§ Problem to solve
Repeat every line exactly, keeping the pictures out of the copy.

■ ■ ■ ■

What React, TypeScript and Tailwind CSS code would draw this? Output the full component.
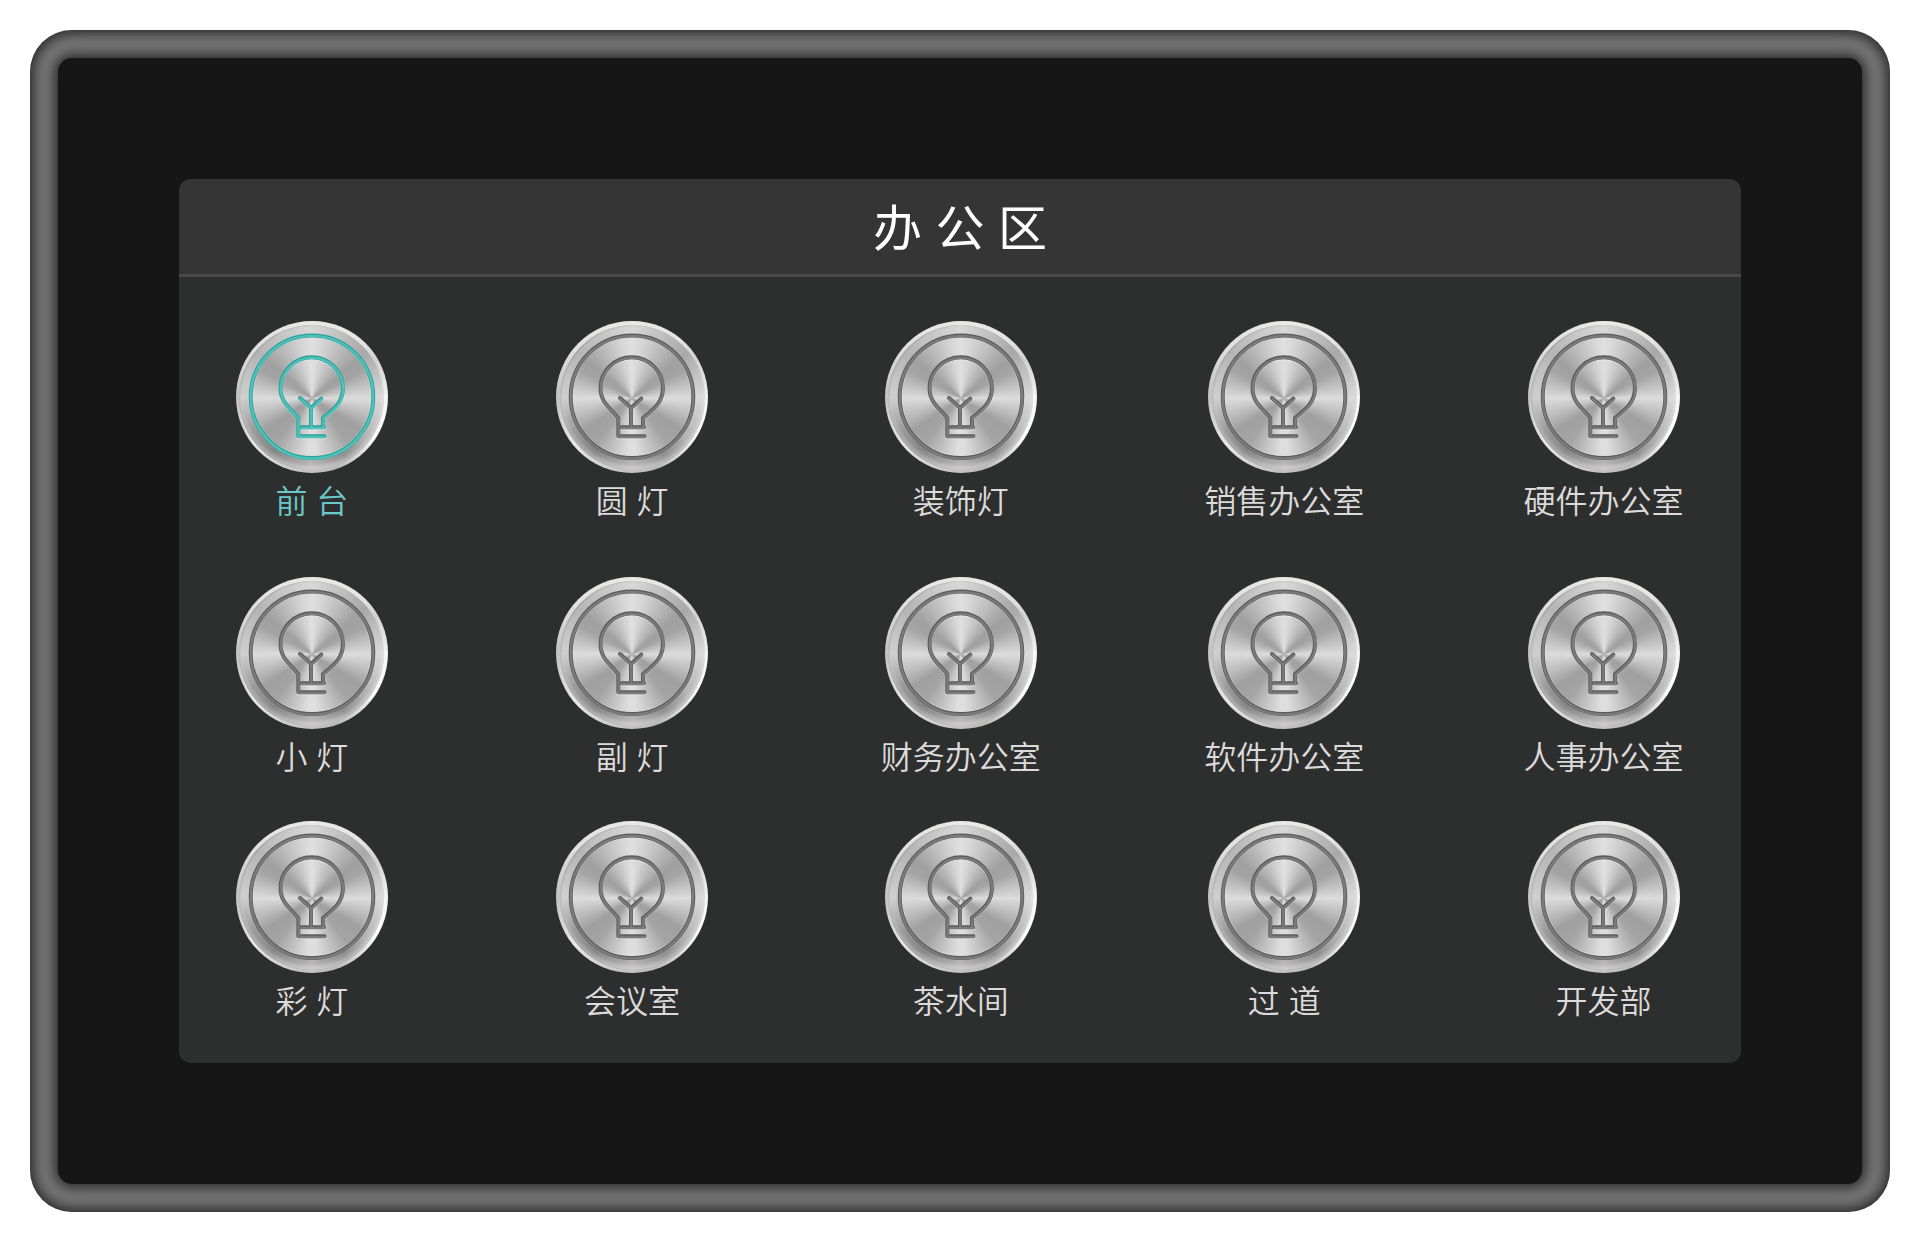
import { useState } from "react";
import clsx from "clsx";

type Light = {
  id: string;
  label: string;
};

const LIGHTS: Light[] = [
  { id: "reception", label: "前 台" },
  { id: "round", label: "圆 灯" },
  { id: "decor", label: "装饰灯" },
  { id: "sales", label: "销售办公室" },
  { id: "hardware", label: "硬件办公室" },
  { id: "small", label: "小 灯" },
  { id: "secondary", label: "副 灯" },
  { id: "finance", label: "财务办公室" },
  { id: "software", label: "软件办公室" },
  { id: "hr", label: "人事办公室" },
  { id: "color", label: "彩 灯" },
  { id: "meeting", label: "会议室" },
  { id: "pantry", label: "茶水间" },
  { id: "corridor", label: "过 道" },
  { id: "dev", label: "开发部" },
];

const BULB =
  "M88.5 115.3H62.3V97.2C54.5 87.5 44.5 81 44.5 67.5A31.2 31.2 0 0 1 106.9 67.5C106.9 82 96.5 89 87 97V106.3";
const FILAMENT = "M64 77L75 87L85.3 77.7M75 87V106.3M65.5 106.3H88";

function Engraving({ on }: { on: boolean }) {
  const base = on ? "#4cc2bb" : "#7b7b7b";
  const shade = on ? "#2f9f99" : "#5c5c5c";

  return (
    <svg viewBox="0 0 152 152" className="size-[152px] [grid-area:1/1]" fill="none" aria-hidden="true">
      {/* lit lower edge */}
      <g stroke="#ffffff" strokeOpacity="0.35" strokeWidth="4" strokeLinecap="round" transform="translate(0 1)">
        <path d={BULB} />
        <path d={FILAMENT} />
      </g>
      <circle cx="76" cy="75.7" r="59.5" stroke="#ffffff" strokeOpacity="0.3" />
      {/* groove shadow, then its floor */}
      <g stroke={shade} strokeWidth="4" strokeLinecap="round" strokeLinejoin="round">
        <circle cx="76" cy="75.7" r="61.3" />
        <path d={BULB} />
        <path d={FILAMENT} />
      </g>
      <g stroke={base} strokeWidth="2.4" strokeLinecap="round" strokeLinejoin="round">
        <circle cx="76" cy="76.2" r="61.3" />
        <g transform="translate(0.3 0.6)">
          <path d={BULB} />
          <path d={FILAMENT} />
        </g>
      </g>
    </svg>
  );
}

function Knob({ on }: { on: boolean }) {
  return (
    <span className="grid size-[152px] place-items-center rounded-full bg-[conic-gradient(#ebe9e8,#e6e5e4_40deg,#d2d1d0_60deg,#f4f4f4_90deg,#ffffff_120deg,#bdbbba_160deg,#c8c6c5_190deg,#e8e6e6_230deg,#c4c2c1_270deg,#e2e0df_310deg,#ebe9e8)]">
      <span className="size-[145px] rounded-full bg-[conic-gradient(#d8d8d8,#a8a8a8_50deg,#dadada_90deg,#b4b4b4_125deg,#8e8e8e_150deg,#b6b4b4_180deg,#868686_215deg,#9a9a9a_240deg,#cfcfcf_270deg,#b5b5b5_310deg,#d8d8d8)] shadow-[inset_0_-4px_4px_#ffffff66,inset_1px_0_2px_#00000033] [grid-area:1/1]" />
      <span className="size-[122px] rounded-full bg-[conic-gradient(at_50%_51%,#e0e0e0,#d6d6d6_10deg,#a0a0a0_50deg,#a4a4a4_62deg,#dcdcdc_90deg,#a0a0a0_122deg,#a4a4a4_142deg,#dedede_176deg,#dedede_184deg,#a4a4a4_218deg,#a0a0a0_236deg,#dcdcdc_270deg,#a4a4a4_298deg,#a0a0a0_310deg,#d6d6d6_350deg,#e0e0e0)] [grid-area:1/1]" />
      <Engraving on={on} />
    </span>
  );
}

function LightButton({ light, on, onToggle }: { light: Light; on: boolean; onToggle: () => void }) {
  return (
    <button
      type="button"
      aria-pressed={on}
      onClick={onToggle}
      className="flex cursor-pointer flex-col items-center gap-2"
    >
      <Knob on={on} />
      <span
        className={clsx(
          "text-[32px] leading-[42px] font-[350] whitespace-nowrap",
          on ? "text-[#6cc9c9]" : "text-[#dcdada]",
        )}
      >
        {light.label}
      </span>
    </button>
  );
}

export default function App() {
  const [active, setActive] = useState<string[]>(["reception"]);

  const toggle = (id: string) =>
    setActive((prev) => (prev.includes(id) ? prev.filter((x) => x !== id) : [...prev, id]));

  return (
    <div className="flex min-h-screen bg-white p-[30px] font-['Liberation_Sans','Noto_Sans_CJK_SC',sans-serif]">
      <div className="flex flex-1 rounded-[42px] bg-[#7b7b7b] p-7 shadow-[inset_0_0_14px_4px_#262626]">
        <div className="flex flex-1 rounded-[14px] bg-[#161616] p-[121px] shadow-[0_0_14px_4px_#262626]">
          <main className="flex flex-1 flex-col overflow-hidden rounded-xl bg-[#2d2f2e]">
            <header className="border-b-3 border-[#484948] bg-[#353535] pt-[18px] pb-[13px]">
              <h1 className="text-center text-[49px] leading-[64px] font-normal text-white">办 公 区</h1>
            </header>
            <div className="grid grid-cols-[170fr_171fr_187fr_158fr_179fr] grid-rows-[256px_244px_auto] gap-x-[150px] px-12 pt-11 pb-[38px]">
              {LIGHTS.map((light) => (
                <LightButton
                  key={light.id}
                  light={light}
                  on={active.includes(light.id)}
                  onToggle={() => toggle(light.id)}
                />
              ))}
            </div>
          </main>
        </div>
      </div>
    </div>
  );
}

■ ■ ■ ■

§ The output
What React, TypeScript and Tailwind CSS code would draw this? Output the full component.
import { useState } from "react";
import clsx from "clsx";

type Light = {
  id: string;
  label: string;
};

const LIGHTS: Light[] = [
  { id: "reception", label: "前 台" },
  { id: "round", label: "圆 灯" },
  { id: "decor", label: "装饰灯" },
  { id: "sales", label: "销售办公室" },
  { id: "hardware", label: "硬件办公室" },
  { id: "small", label: "小 灯" },
  { id: "secondary", label: "副 灯" },
  { id: "finance", label: "财务办公室" },
  { id: "software", label: "软件办公室" },
  { id: "hr", label: "人事办公室" },
  { id: "color", label: "彩 灯" },
  { id: "meeting", label: "会议室" },
  { id: "pantry", label: "茶水间" },
  { id: "corridor", label: "过 道" },
  { id: "dev", label: "开发部" },
];

const BULB =
  "M88.5 115.3H62.3V97.2C54.5 87.5 44.5 81 44.5 67.5A31.2 31.2 0 0 1 106.9 67.5C106.9 82 96.5 89 87 97V106.3";
const FILAMENT = "M64 77L75 87L85.3 77.7M75 87V106.3M65.5 106.3H88";

function Engraving({ on }: { on: boolean }) {
  const base = on ? "#4cc2bb" : "#7b7b7b";
  const shade = on ? "#2f9f99" : "#5c5c5c";

  return (
    <svg viewBox="0 0 152 152" className="size-[152px] [grid-area:1/1]" fill="none" aria-hidden="true">
      {/* lit lower edge */}
      <g stroke="#ffffff" strokeOpacity="0.35" strokeWidth="4" strokeLinecap="round" transform="translate(0 1)">
        <path d={BULB} />
        <path d={FILAMENT} />
      </g>
      <circle cx="76" cy="75.7" r="59.5" stroke="#ffffff" strokeOpacity="0.3" />
      {/* groove shadow, then its floor */}
      <g stroke={shade} strokeWidth="4" strokeLinecap="round" strokeLinejoin="round">
        <circle cx="76" cy="75.7" r="61.3" />
        <path d={BULB} />
        <path d={FILAMENT} />
      </g>
      <g stroke={base} strokeWidth="2.4" strokeLinecap="round" strokeLinejoin="round">
        <circle cx="76" cy="76.2" r="61.3" />
        <g transform="translate(0.3 0.6)">
          <path d={BULB} />
          <path d={FILAMENT} />
        </g>
      </g>
    </svg>
  );
}

function Knob({ on }: { on: boolean }) {
  return (
    <span className="grid size-[152px] place-items-center rounded-full bg-[conic-gradient(#ebe9e8,#e6e5e4_40deg,#d2d1d0_60deg,#f4f4f4_90deg,#ffffff_120deg,#bdbbba_160deg,#c8c6c5_190deg,#e8e6e6_230deg,#c4c2c1_270deg,#e2e0df_310deg,#ebe9e8)]">
      <span className="size-[145px] rounded-full bg-[conic-gradient(#d8d8d8,#a8a8a8_50deg,#dadada_90deg,#b4b4b4_125deg,#8e8e8e_150deg,#b6b4b4_180deg,#868686_215deg,#9a9a9a_240deg,#cfcfcf_270deg,#b5b5b5_310deg,#d8d8d8)] shadow-[inset_0_-4px_4px_#ffffff66,inset_1px_0_2px_#00000033] [grid-area:1/1]" />
      <span className="size-[122px] rounded-full bg-[conic-gradient(at_50%_51%,#e0e0e0,#d6d6d6_10deg,#a0a0a0_50deg,#a4a4a4_62deg,#dcdcdc_90deg,#a0a0a0_122deg,#a4a4a4_142deg,#dedede_176deg,#dedede_184deg,#a4a4a4_218deg,#a0a0a0_236deg,#dcdcdc_270deg,#a4a4a4_298deg,#a0a0a0_310deg,#d6d6d6_350deg,#e0e0e0)] [grid-area:1/1]" />
      <Engraving on={on} />
    </span>
  );
}

function LightButton({ light, on, onToggle }: { light: Light; on: boolean; onToggle: () => void }) {
  return (
    <button
      type="button"
      aria-pressed={on}
      onClick={onToggle}
      className="flex cursor-pointer flex-col items-center gap-2"
    >
      <Knob on={on} />
      <span
        className={clsx(
          "text-[32px] leading-[42px] font-[350] whitespace-nowrap",
          on ? "text-[#6cc9c9]" : "text-[#dcdada]",
        )}
      >
        {light.label}
      </span>
    </button>
  );
}

export default function App() {
  const [active, setActive] = useState<string[]>(["reception"]);

  const toggle = (id: string) =>
    setActive((prev) => (prev.includes(id) ? prev.filter((x) => x !== id) : [...prev, id]));

  return (
    <div className="flex min-h-screen bg-white p-[30px] font-['Liberation_Sans','Noto_Sans_CJK_SC',sans-serif]">
      <div className="flex flex-1 rounded-[42px] bg-[#7b7b7b] p-7 shadow-[inset_0_0_14px_4px_#262626]">
        <div className="flex flex-1 rounded-[14px] bg-[#161616] p-[121px] shadow-[0_0_14px_4px_#262626]">
          <main className="flex flex-1 flex-col overflow-hidden rounded-xl bg-[#2d2f2e]">
            <header className="border-b-3 border-[#484948] bg-[#353535] pt-[18px] pb-[13px]">
              <h1 className="text-center text-[49px] leading-[64px] font-normal text-white">办 公 区</h1>
            </header>
            <div className="grid grid-cols-[170fr_171fr_187fr_158fr_179fr] grid-rows-[256px_244px_auto] gap-x-[150px] px-12 pt-11 pb-[38px]">
              {LIGHTS.map((light) => (
                <LightButton
                  key={light.id}
                  light={light}
                  on={active.includes(light.id)}
                  onToggle={() => toggle(light.id)}
                />
              ))}
            </div>
          </main>
        </div>
      </div>
    </div>
  );
}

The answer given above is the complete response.